In bringing the exploits of Napoleon to the Total War series, Creative Assembly have dealt with it in the same way they’ve always dealt with reality. Military history is the Plasticine from which they roll out alternative time-snakes. So, Napoleon starts out as he was – a fully-trained artillery commander, commanding an army of artillery-strong, but badly trained soldiers. The new units are true to the time – all 351 of them, created just for this sequel. But what you do with them is up to you. Napoleon, after all, made mistakes.
This standalone title is, to use Creative Assembly’s own words, “Empire under a microscope.” It takes the same narrative form as Empire’s Road to Independence campaign which formed the tutorial-esque segment of Empire. Whilst not a tutorial as such, the rise of Napoleon does give CA a chance to introduce you gently, again, to the classic Total War blend of turn-based world map strategy and huge real-time battles.

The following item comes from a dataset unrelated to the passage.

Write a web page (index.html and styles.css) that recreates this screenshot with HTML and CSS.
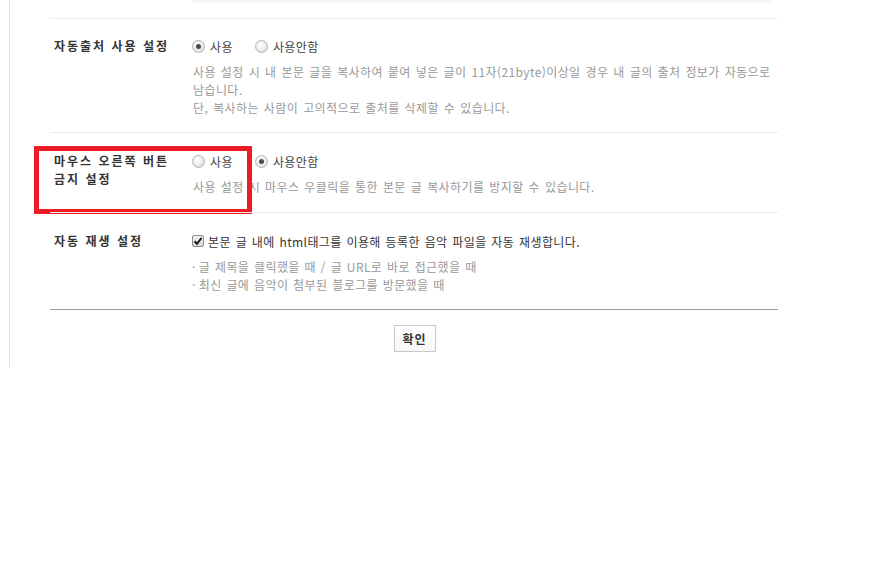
FILE: index.html
```html
<!DOCTYPE html>
<html lang="ko">
<head>
<meta charset="utf-8">
<title>블로그 설정</title>
<link rel="stylesheet" href="styles.css">
</head>
<body>
<div class="page">
  <div class="content">
    <div class="prev"><div class="prev-box"></div></div>

    <div class="row row-first">
      <div class="label">자동출처 사용 설정</div>
      <div class="field">
        <div class="options">
          <span class="opt"><span class="radio checked"></span>사용</span>
          <span class="opt"><span class="radio"></span>사용안함</span>
        </div>
        <p class="desc">사용 설정 시 내 본문 글을 복사하여 붙여 넣은 글이 11자(21byte)이상일 경우 내 글의 출처 정보가 자동으로 남습니다.<br>단, 복사하는 사람이 고의적으로 출처를 삭제할 수 있습니다.</p>
      </div>
    </div>

    <div class="row row-mouse">
      <div class="label">마우스 오른쪽 버튼<br>금지 설정</div>
      <div class="field">
        <div class="options">
          <span class="opt"><span class="radio"></span>사용</span>
          <span class="opt"><span class="radio checked"></span>사용안함</span>
        </div>
        <p class="desc">사용 설정 시 마우스 우클릭을 통한 본문 글 복사하기를 방지할 수 있습니다.</p>
      </div>
      <div class="highlight"></div>
    </div>

    <div class="row row-last">
      <div class="label">자동 재생 설정</div>
      <div class="field">
        <div class="options">
          <span class="opt check-opt"><span class="checkbox"><svg width="10" height="10" viewBox="0 0 10 10"><path d="M1.5 5.2 L4 7.8 L8.6 1.8" fill="none" stroke="#1e1e1e" stroke-width="2"/></svg></span>본문 글 내에 html태그를 이용해 등록한 음악 파일을 자동 재생합니다.</span>
        </div>
        <ul class="bullets">
          <li>글 제목을 클릭했을 때 / 글 URL로 바로 접근했을 때</li>
          <li>최신 글에 음악이 첨부된 블로그를 방문했을 때</li>
        </ul>
      </div>
    </div>

    <div class="actions">
      <button class="btn" type="button">확인</button>
    </div>
  </div>
</div>
</body>
</html>
```

FILE: styles.css
```css
html, body {
  margin: 0;
  padding: 0;
  background: #fff;
}

body {
  font-family: "Noto Sans CJK KR", "Noto Sans", sans-serif;
  font-size: 12px;
  color: #333;
}

.page {
  margin-left: 9px;
  border-left: 1px solid #e2e2e2;
  padding-bottom: 15px;
}

.content {
  margin-left: 40px;
  width: 728px;
}

.prev {
  height: 18px;
}

.prev-box {
  margin-left: 142px;
  width: 582px;
  height: 3px;
  background: #f8f8f8;
}

.row {
  position: relative;
  display: grid;
  grid-template-columns: 142px 1fr;
  border-top: 1px solid #ebebeb;
  padding: 17px 0 15px;
}

.row-mouse {
  padding-top: 18px;
  padding-bottom: 16px;
}

.row-last {
  padding-top: 18px;
  padding-bottom: 15px;
  border-bottom: 1px solid #9a9a9a;
}

.label {
  margin-top: 1px;
  padding-left: 4px;
  font-weight: 700;
  line-height: 18px;
  letter-spacing: 2px;
  color: #333;
}

.field {
  min-width: 0;
}

.options {
  display: flex;
  align-items: center;
  height: 20px;
  gap: 22px;
  color: #444;
}

.opt {
  display: flex;
  align-items: center;
  gap: 5px;
  white-space: nowrap;
  letter-spacing: 0.4px;
  word-spacing: 1px;
}

.check-opt {
  color: #333;
  gap: 4px;
}

.radio {
  box-sizing: border-box;
  width: 13px;
  height: 13px;
  border-radius: 50%;
  border: 1px solid #b4b4b4;
  background: radial-gradient(circle at 40% 35%, #ffffff 0%, #f0f0f0 40%, #d6d6d6 100%);
  display: flex;
  align-items: center;
  justify-content: center;
}

.radio.checked::after {
  content: "";
  width: 5px;
  height: 5px;
  border-radius: 50%;
  background: #4a4a4a;
}

.checkbox {
  box-sizing: border-box;
  width: 12px;
  height: 12px;
  border: 1px solid #8c8c8c;
  border-radius: 2px;
  background: linear-gradient(#f4f4f4, #d4d4d4);
  display: flex;
  align-items: center;
  justify-content: center;
}

.checkbox svg {
  display: block;
}

.desc {
  margin: 7px 0 0;
  padding-left: 1px;
  max-width: 590px;
  line-height: 18px;
  color: #999;
  word-break: keep-all;
  letter-spacing: 0.4px;
  word-spacing: 1.2px;
}

.bullets {
  list-style: none;
  margin: 7px 0 0;
  padding: 0;
  line-height: 18px;
  color: #999;
  letter-spacing: 0.4px;
  word-spacing: 1px;
}

.bullets li::before {
  content: "·";
  margin-right: 3px;
}

.highlight {
  position: absolute;
  left: -16px;
  top: 13px;
  width: 218px;
  height: 68px;
  box-sizing: border-box;
  border: 5px solid #ed1c24;
  pointer-events: none;
}

.actions {
  display: flex;
  justify-content: center;
  padding-top: 15px;
}

.btn {
  box-sizing: border-box;
  width: 42px;
  height: 27px;
  margin-left: 1px;
  padding: 0;
  border: 1px solid #c8c8c8;
  background: linear-gradient(#ffffff, #f7f7f7);
  font-family: "Noto Sans CJK KR", "Noto Sans", sans-serif;
  font-size: 12px;
  font-weight: 700;
  color: #333;
  letter-spacing: 1px;
}
```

The first campaign sees Napoleon as a General in 1796, commanding a post-revolution French Army. On the border of Italy and France, the Austrians were the chief enemy of the French, and Napoleon had been sent to distract them. He did better than that: he won the war for his country. That’s what you’re aspiring to here. And before you claim supreme political power, you get to focus on the combat rather than the minutiae of running an empire.